Here’s how it happened:

In the early 20th century, scientists were making huge strides in the study of genetics.  You may have heard of Gregor Mendel, a Czech-born monk who worked out the principles of inheritance by doing experiments with garden peas.  Mendel had discovered how different traits, such as flower color, were passed on from one generation of peas to the next.  It was a massive insight, but unfortunately his work was ignored for 30 years. Once rediscovered, scientists combined Mendel’s ideas with those of Charles Darwin, leading to explosive progress in the studies of genetics and evolution.

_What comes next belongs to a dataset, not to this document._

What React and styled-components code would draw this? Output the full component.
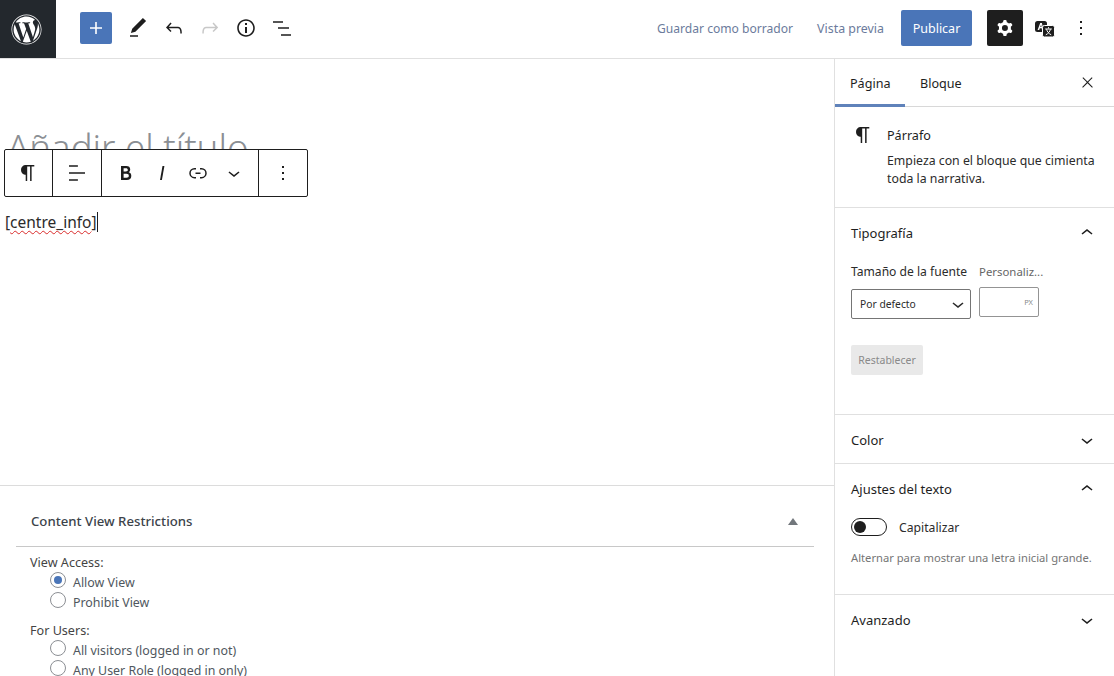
import React from "react";
import styled, { createGlobalStyle } from "styled-components";
import { FaWordpress } from "react-icons/fa";

const FONT = `"Noto Sans", "Open Sans", sans-serif`;

const Global = createGlobalStyle`
  html, body { margin: 0; padding: 0; height: 676px; overflow: hidden; background: #fff; }
  body { font-family: ${FONT}; font-size: 13px; color: #1e1e1e; -webkit-font-smoothing: antialiased; }
  * { box-sizing: border-box; }
`;

const P = {
  plus: "M18 11.2h-5.2V6h-1.6v5.2H6v1.6h5.2V18h1.6v-5.2H18z",
  pencil: "M20.1 5.1L16.9 2 6.2 12.7l-1.3 4.4 4.5-1.3L20.1 5.1zM4 20.8h8v-1.5H4v1.5z",
  undo: "M18.3 11.7c-.6-.6-1.4-.9-2.3-.9H6.7l2.9-3.3-1.1-1-4.5 5L8.5 16l1-1-2.7-2.7H16c.5 0 .9.2 1.3.5 1 1 1 3.4 1 4.5v.3h1.5v-.2c0-1.5 0-4.3-1.5-5.7z",
  redo: "M15.6 6.5l-1.1 1 2.9 3.3H8c-.9 0-1.7.3-2.3.9-1.4 1.5-1.4 4.2-1.4 5.6v.2h1.5v-.3c0-1.1 0-3.5 1-4.5.3-.3.7-.5 1.3-.5h9.2L14.5 15l1.1 1.1 4.6-4.6-4.6-5z",
  info: "M12 3.2c-4.8 0-8.8 3.9-8.8 8.8 0 4.8 3.9 8.8 8.8 8.8 4.8 0 8.8-3.9 8.8-8.8 0-4.8-4-8.8-8.8-8.8zm0 16c-4 0-7.2-3.3-7.2-7.2C4.8 8 8 4.8 12 4.8s7.2 3.3 7.2 7.2c0 4-3.2 7.2-7.2 7.2zM11 17h2v-6h-2v6zm0-8h2V7h-2v2z",
  list: "M3 5.2h10v1.6H3zM8 11.2h11v1.6H8zM11 18.2h10v1.6H11z",
  para: "M18.3 4H9.9v-.1l-.9.2c-2.3.4-4 2.4-4 4.8s1.7 4.4 4 4.8l.7.1V20h1.5V5.5h2.9V20h1.5V5.5h2.7V4z",
  align: "M4 19.8h8.9v-1.5H4v1.5zm8.9-15.6H4v1.5h8.9V4.2zm-8.9 7v1.5h16v-1.5H4z",
  bold: "M14.7 11.3c1-.6 1.5-1.6 1.5-3 0-2.3-1.3-3.4-4-3.4H7v14h5.8c1.4 0 2.5-.3 3.3-1 .8-.7 1.2-1.7 1.2-2.9.1-1.9-.8-3.1-2.6-3.7zm-5.1-4h2.3c.6 0 1.1.1 1.4.4.3.3.5.7.5 1.2s-.2 1-.5 1.2c-.3.3-.8.4-1.4.4H9.6V7.3zm4.6 9c-.4.3-1 .4-1.7.4H9.6v-3.9h2.9c.7 0 1.3.2 1.7.5.4.3.6.8.6 1.5s-.2 1.2-.6 1.5z",
  italic: "M12.5 5L10 19h1.9l2.5-14z",
  link: "M10 17.389H8.444A5.194 5.194 0 1 1 8.444 7H10v1.5H8.444a3.694 3.694 0 0 0 0 7.389H10v1.5ZM14 7h1.556a5.194 5.194 0 0 1 0 10.39H14v-1.5h1.556a3.694 3.694 0 0 0 0-7.39H14V7Zm-4.5 6h5v-1.5h-5V13Z",
  down: "M17.5 11.6L12 16l-5.5-4.4.9-1.2L12 14l4.5-3.6 1 1.2z",
  up: "M6.5 12.4L12 8l5.5 4.4-.9 1.2L12 10l-4.5 3.6-1-1.2z",
  more: "M13 19h-2v-2h2v2zm0-6h-2v-2h2v2zm0-6h-2V5h2v2z",
  close: "M13 11.8l6.1-6.3-1-1-6.1 6.2-6.1-6.2-1 1 6.1 6.3-6.5 6.7 1 1 6.5-6.6 6.5 6.6 1-1z",
  cog: "M10.289 4.836A1 1 0 0 1 11.275 4h1.306a1 1 0 0 1 .987.836l.244 1.466c.787.26 1.503.679 2.108 1.218l1.393-.522a1 1 0 0 1 1.216.437l.653 1.13a1 1 0 0 1-.23 1.273l-1.148.944a6.025 6.025 0 0 1 0 2.435l1.149.946a1 1 0 0 1 .23 1.272l-.653 1.13a1 1 0 0 1-1.216.437l-1.394-.522c-.605.54-1.32.958-2.108 1.218l-.244 1.466a1 1 0 0 1-.987.836h-1.306a1 1 0 0 1-.986-.836l-.244-1.466a5.995 5.995 0 0 1-2.108-1.218l-1.394.522a1 1 0 0 1-1.217-.436l-.653-1.131a1 1 0 0 1 .23-1.272l1.149-.946a6.026 6.026 0 0 1 0-2.435l-1.148-.944a1 1 0 0 1-.23-1.272l.653-1.131a1 1 0 0 1 1.217-.437l1.393.522a5.994 5.994 0 0 1 2.108-1.218l.244-1.466ZM14.929 12a3 3 0 1 1-6 0 3 3 0 0 1 6 0Z",
};

const Icon = ({ d, size = 24, color = "currentColor" }) => (
  <svg width={size} height={size} viewBox="0 0 24 24" fill={color} fillRule="evenodd" clipRule="evenodd" style={{ display: "block" }}>
    <path d={d} />
  </svg>
);

const TranslateIcon = () => (
  <svg width="22" height="20" viewBox="0 0 22 20" style={{ display: "block" }}>
    <rect x="1" y="3" width="12" height="11" rx="2.5" fill="#1e1e1e" />
    <path d="M3.6 12 6.2 5h1.7l1.5 7H8l-.3-1.7H5.8L5.2 12zM6.3 8.9h1.2l-.4-2.3z" fill="#fff" />
    <rect x="8.5" y="7.5" width="12" height="11.5" rx="1.8" fill="#1e1e1e" stroke="#fff" strokeWidth="1" />
    <path d="M14.5 9.2v1.3M11.2 11h6.6M12.6 11.2c.4 2.2 2 4.4 4.6 5.6M16.4 11.2c-.4 2.2-2 4.4-4.6 5.6" stroke="#fff" strokeWidth="1" fill="none" />
  </svg>
);

const Page = styled.div`
  width: 1114px;
  height: 676px;
  display: flex;
  flex-direction: column;
  overflow: hidden;
`;

const Header = styled.header`
  height: 59px;
  flex: none;
  display: flex;
  align-items: center;
  border-bottom: 1px solid #e0e0e0;
`;

const Logo = styled.div`
  width: 56px;
  height: 58px;
  padding-right: 4px;
  background: #23282d;
  color: #fff;
  display: flex;
  align-items: center;
  justify-content: center;
`;

const Tools = styled.div`
  display: flex;
  align-items: center;
  margin-left: 24px;
  padding-bottom: 2px;
`;

const Inserter = styled.button`
  width: 32px;
  height: 32px;
  margin-right: 8px;
  padding: 0;
  border: 0;
  border-radius: 2px;
  background: #4a75b8;
  color: #fff;
  display: flex;
  align-items: center;
  justify-content: center;
`;

const ToolButton = styled.button`
  width: 36px;
  height: 36px;
  padding: 0;
  border: 0;
  border-radius: 2px;
  margin-right: ${(p) => (p.$active ? "4px" : "0")};
  background: ${(p) => (p.$active ? "#1e1e1e" : "transparent")};
  color: ${(p) => (p.$active ? "#fff" : p.$muted ? "#c8c8c8" : "#1e1e1e")};
  display: flex;
  align-items: center;
  justify-content: center;
`;

const Actions = styled.div`
  margin-left: auto;
  display: flex;
  align-items: center;
  padding: 0 15px 2px 0;
`;

const LinkButton = styled.span`
  font-size: ${(p) => p.$size}px;
  color: #6b7b9c;
  margin-right: ${(p) => p.$gap}px;
  white-space: nowrap;
`;

const Publish = styled.button`
  width: 71px;
  height: 36px;
  margin-right: 15px;
  border: 0;
  border-radius: 2px;
  background: #4a75b8;
  color: #fff;
  font: 12.5px ${FONT};
  padding: 0;
`;

const Body = styled.div`
  flex: 1;
  min-height: 0;
  display: flex;
`;

const Main = styled.main`
  flex: 1;
  min-width: 0;
  display: flex;
  flex-direction: column;
`;

const Editor = styled.div`
  position: relative;
  height: 427px;
  flex: none;
  border-bottom: 1px solid #dcdcdc;
  padding: 64px 0 0 7px;
`;

const Title = styled.div`
  font-size: 36.6px;
  font-weight: 300;
  line-height: 48px;
  height: 48px;
  color: #8b8f94;
  white-space: nowrap;
`;

const Paragraph = styled.p`
  margin: 38px 0 0 -2px;
  font-size: 15.5px;
  line-height: 26px;
  color: #2b2b2b;
  display: flex;
  align-items: center;
`;

const Misspelled = styled.span`
  text-decoration: underline wavy #d92b2b 1px;
  text-underline-offset: 2px;
`;

const Caret = styled.span`
  width: 1px;
  height: 20px;
  background: #1e1e1e;
`;

const BlockToolbar = styled.div`
  position: absolute;
  left: 4px;
  top: 90px;
  height: 48px;
  display: flex;
  background: #fff;
  border: 1px solid #1e1e1e;
  border-radius: 2px;
`;

const ToolbarGroup = styled.div`
  display: flex;
  align-items: center;
  padding: 0 ${(p) => p.$pad || 0}px;
  & + & { border-left: 1px solid #1e1e1e; }
`;

const ToolbarButton = styled.div`
  width: ${(p) => p.$w || 36}px;
  height: 46px;
  padding-right: ${(p) => p.$nudge || 0}px;
  display: flex;
  align-items: center;
  justify-content: center;
  color: #1e1e1e;
`;

const MetaBox = styled.section`
  margin: 0 20px 0 16px;
`;

const MetaHead = styled.div`
  height: 61px;
  display: flex;
  align-items: center;
  justify-content: space-between;
  padding: 10px 16px 0 15px;
  border-bottom: 1px solid #c8c8c8;
`;

const MetaTitle = styled.span`
  font-size: 13.2px;
  font-weight: 500;
  color: #3c434a;
`;

const Triangle = styled.span`
  width: 0;
  height: 0;
  border-left: 5px solid transparent;
  border-right: 5px solid transparent;
  border-bottom: 7px solid #72777c;
`;

const MetaBody = styled.div`
  padding: 6px 0 0 14px;
`;

const MetaLabel = styled.div`
  font-size: 12.6px;
  line-height: 19px;
  color: #444;
  margin-top: ${(p) => p.$mt || 0}px;
`;

const RadioRow = styled.label`
  display: flex;
  align-items: center;
  height: 20px;
  padding-left: 20px;
  font-size: 12.4px;
  color: #50575e;
`;

const Radio = styled.span`
  width: 16px;
  height: 16px;
  margin: -4px 7px 0 0;
  border-radius: 50%;
  border: 1px solid #8c8f94;
  background: #fff;
  display: flex;
  align-items: center;
  justify-content: center;
  &::after {
    content: "";
    display: ${(p) => (p.$on ? "block" : "none")};
    width: 8px;
    height: 8px;
    border-radius: 50%;
    background: #4a75b8;
  }
`;

const Sidebar = styled.aside`
  width: 280px;
  flex: none;
  border-left: 1px solid #e0e0e0;
`;

const Tabs = styled.div`
  height: 48px;
  display: flex;
  align-items: center;
  border-bottom: 1px solid #d8d8d8;
`;

const Tab = styled.div`
  height: 48px;
  width: ${(p) => p.$w}px;
  padding-left: 15px;
  display: flex;
  align-items: center;
  font-size: 12.6px;
  color: #1e1e1e;
  border-bottom: ${(p) => (p.$active ? "3px solid #5f82ba" : "0")};
  padding-top: ${(p) => (p.$active ? "5px" : "2px")};
`;

const TabClose = styled.div`
  margin-left: auto;
  margin-right: 18px;
  color: #1e1e1e;
`;

const BlockCard = styled.div`
  height: 101px;
  padding: 16px 16px 0 16px;
  display: flex;
  border-bottom: 1px solid #e0e0e0;
`;

const CardIcon = styled.div`
  width: 36px;
  flex: none;
`;

const CardTitle = styled.div`
  font-size: 12.6px;
  line-height: 24px;
  padding-top: 1px;
  color: #1e1e1e;
`;

const CardText = styled.div`
  font-size: 12.3px;
  line-height: 18px;
  margin-top: 4px;
  color: #2b2b2b;
`;

const Panel = styled.div`
  border-bottom: ${(p) => (p.$last ? "0" : "1px solid #e0e0e0")};
  height: ${(p) => p.$h}px;
`;

const PanelHead = styled.div`
  height: 50px;
  padding: 0 15px 0 16px;
  display: flex;
  align-items: center;
  justify-content: space-between;
  font-size: 13px;
  color: #1e1e1e;
`;

const PanelBody = styled.div`
  padding: ${(p) => p.$top || 0}px 15px 0 16px;
`;

const FontRow = styled.div`
  display: flex;
  align-items: flex-start;
  gap: 8px;
`;

const SizeCol = styled.div`
  width: 120px;
`;

const CustomCol = styled.div`
  width: 60px;
`;

const FieldLabel = styled.div`
  font-size: ${(p) => p.$size}px;
  line-height: 18px;
  height: 18px;
  color: ${(p) => p.$color};
  white-space: nowrap;
  margin-top: ${(p) => p.$mt}px;
`;

const SelectBox = styled.div`
  height: 30px;
  margin-top: 8px;
  padding: 0 0 0 8px;
  display: flex;
  align-items: center;
  justify-content: space-between;
  border: 1px solid #757575;
  border-radius: 2px;
  font-size: 10.3px;
  color: #2b2b2b;
`;

const PxInput = styled.div`
  height: 30px;
  margin-top: 6px;
  padding-right: 5px;
  display: flex;
  align-items: center;
  justify-content: flex-end;
  border: 1px solid #949494;
  border-radius: 2px;
  font-size: 7.5px;
  color: #8a8a8a;
`;

const Reset = styled.div`
  width: 72px;
  height: 30px;
  margin-top: 26px;
  display: flex;
  align-items: center;
  justify-content: center;
  background: #e9e9e9;
  border-radius: 2px;
  font-size: 10.5px;
  color: #8a8a8a;
`;

const ToggleRow = styled.div`
  display: flex;
  align-items: center;
  gap: 12px;
  font-size: 12.2px;
  color: #2b2b2b;
  height: 18px;
`;

const Toggle = styled.span`
  width: 36px;
  height: 18px;
  border: 1px solid #1e1e1e;
  border-radius: 9px;
  padding: 2px;
  display: flex;
  &::before {
    content: "";
    width: 12px;
    height: 12px;
    border-radius: 50%;
    background: #1e1e1e;
  }
`;

const Help = styled.div`
  margin-top: 13px;
  font-size: 11.2px;
  line-height: 18px;
  color: #757575;
  white-space: nowrap;
`;

export default function App() {
  return (
    <Page>
      <Global />
      <Header>
        <Logo><FaWordpress size={31} /></Logo>
        <Tools>
          <Inserter><Icon d={P.plus} /></Inserter>
          <ToolButton><Icon d={P.pencil} /></ToolButton>
          <ToolButton><Icon d={P.undo} /></ToolButton>
          <ToolButton $muted><Icon d={P.redo} /></ToolButton>
          <ToolButton><Icon d={P.info} /></ToolButton>
          <ToolButton><Icon d={P.list} /></ToolButton>
        </Tools>
        <Actions>
          <LinkButton $size={12.1} $gap={24}>Guardar como borrador</LinkButton>
          <LinkButton $size={12.4} $gap={17}>Vista previa</LinkButton>
          <Publish>Publicar</Publish>
          <ToolButton $active><Icon d={P.cog} /></ToolButton>
          <ToolButton><TranslateIcon /></ToolButton>
          <ToolButton><Icon d={P.more} /></ToolButton>
        </Actions>
      </Header>
      <Body>
        <Main>
          <Editor>
            <Title>Añadir el título</Title>
            <Paragraph>[<Misspelled>centre_info</Misspelled>]<Caret /></Paragraph>
            <BlockToolbar>
              <ToolbarGroup><ToolbarButton $w={47} $nudge={2}><Icon d={P.para} /></ToolbarButton></ToolbarGroup>
              <ToolbarGroup><ToolbarButton $w={48}><Icon d={P.align} /></ToolbarButton></ToolbarGroup>
              <ToolbarGroup $pad={6}>
                <ToolbarButton><Icon d={P.bold} /></ToolbarButton>
                <ToolbarButton><Icon d={P.italic} /></ToolbarButton>
                <ToolbarButton><Icon d={P.link} /></ToolbarButton>
                <ToolbarButton><Icon d={P.down} /></ToolbarButton>
              </ToolbarGroup>
              <ToolbarGroup><ToolbarButton $w={48}><Icon d={P.more} /></ToolbarButton></ToolbarGroup>
            </BlockToolbar>
          </Editor>
          <MetaBox>
            <MetaHead>
              <MetaTitle>Content View Restrictions</MetaTitle>
              <Triangle />
            </MetaHead>
            <MetaBody>
              <MetaLabel>View Access:</MetaLabel>
              <RadioRow><Radio $on />Allow View</RadioRow>
              <RadioRow><Radio />Prohibit View</RadioRow>
              <MetaLabel $mt={9}>For Users:</MetaLabel>
              <RadioRow><Radio />All visitors (logged in or not)</RadioRow>
              <RadioRow><Radio />Any User Role (logged in only)</RadioRow>
            </MetaBody>
          </MetaBox>
        </Main>
        <Sidebar>
          <Tabs>
            <Tab $active $w={70}>Página</Tab>
            <Tab $w={70}>Bloque</Tab>
            <TabClose><Icon d={P.close} size={17} /></TabClose>
          </Tabs>
          <BlockCard>
            <CardIcon><Icon d={P.para} /></CardIcon>
            <div>
              <CardTitle>Párrafo</CardTitle>
              <CardText>Empieza con el bloque que cimienta<br />toda la narrativa.</CardText>
            </div>
          </BlockCard>
          <Panel $h={207}>
            <PanelHead><span>Tipografía</span><Icon d={P.up} /></PanelHead>
            <PanelBody>
              <FontRow>
                <SizeCol>
                  <FieldLabel $size={12.1} $color="#2b2b2b" $mt={5}>Tamaño de la fuente</FieldLabel>
                  <SelectBox>Por defecto<Icon d={P.down} size={24} /></SelectBox>
                </SizeCol>
                <CustomCol>
                  <FieldLabel $size={11.4} $color="#666" $mt={5}>Personaliz...</FieldLabel>
                  <PxInput>PX</PxInput>
                </CustomCol>
              </FontRow>
              <Reset>Restablecer</Reset>
            </PanelBody>
          </Panel>
          <Panel $h={49}>
            <PanelHead><span>Color</span><Icon d={P.down} /></PanelHead>
          </Panel>
          <Panel $h={131}>
            <PanelHead><span>Ajustes del texto</span><Icon d={P.up} /></PanelHead>
            <PanelBody $top={4}>
              <ToggleRow><Toggle />Capitalizar</ToggleRow>
              <Help>Alternar para mostrar una letra inicial grande.</Help>
            </PanelBody>
          </Panel>
          <Panel $last $h={50}>
            <PanelHead><span>Avanzado</span><Icon d={P.down} /></PanelHead>
          </Panel>
        </Sidebar>
      </Body>
    </Page>
  );
}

At about the same time, Lysenko was working in the agricultural fields in the Soviet Union. Lysenko dismissed Mendel’s and Darwin’s principles, convinced that traits an organism acquired during its life could be passed on to the next generation. This is contrary to actual laws of inheritance and many of his fellow Soviet scientists heartily disagreed with him. However, Lysenko’s beliefs were consistent with Marxist concepts that people improved after living under socialism and would pass these personal enhancements on to future generations. Despite a complete lack of scientific support, Josef Stalin elevated Lysenko to the top post in Soviet genetics. Dissenting scientists were imprisoned, and Soviet genetics came to a complete halt. It wasn’t until Stalin died that the pall began to lift, Lysenko was revealed to be a fraud, and true Soviet scientists came out from the shadows. In 1964, physicist Andrei Sakharov spoke out against Lysenko saying, “He is responsible for the shameful backwardness of Soviet biology and of genetics in particular, for the dissemination of pseudo-scientific views, for adventurism, for the degradation of learning, and for the defamation, firing, arrest, even death, of many genuine scientists.”

Does this scenario sound familiar? I am not the first to recognize the similarities of the story of Lysenko and Soviet genetics with the politics surrounding the science of climate change in the United States. Despite overwhelming scientific evidence, some politicians insist there is no climate warming or that it is not human-caused.  The evidence shows otherwise. 15 of the warmest years ever recorded have occurred in the last 16 years. And you may have seen the recent news that Earth just experienced the hottest year on record – for the third straight year. Temperature is straightforward and easy to measure. Scientists simply look at the numbers on thermometers, average them for an entire year, and report:  the world is getting warmer. The concentration of CO2 in the atmosphere has gone up at an exponential rate. Sea level is rising as glaciers melt. Ocean temperatures are rising. There is a real “Northwest Passage” as arctic ice sheets melt. On average, ice is forming later on northern Wisconsin’s lakes. The list goes on. 

And yet, the Department of Energy was recently asked, by the incoming administration, to identify all scientists who had ever attended a climate change conference.  NASA, responsible for those pictures of shrinking ice sheets, may not be allowed to work on climate issues any more. In our own state, scientists have been penalized for working on climate change, and recently the WI DNR changed its statement about climate change on its website so that it now states that academic entities outside the WDNR are debating the reasons for the changes we are seeing. The causes of climate change are not being debated. There is broad scientific agreement that human activity is to blame and it is most certainly real. Despite these political word games, we are already seeing what a warmer world looks like. As one protestor’s sign said, “Ice doesn’t have an agenda, it just melts”.

Lysenko’s bogus science hung on until Stalin died.  Hopefully, here in the US we will be allowed to pursue the scientific method and not be stymied by politics. I would rather report on a few mishaps out in the field, than recount that our scientists are hamstrung by our own version of an old Soviet mistake.  

 

Susan Knight works for the University of Wisconsin-Madison’s Center for Limnology at Trout Lake Station and collaborates closely with the Wisconsin Department of Natural Resources. She is involved in many aspects of aquatic plants, including aquatic plant identification workshops and research on aquatic invasive plants. She is especially fond of bladderworts.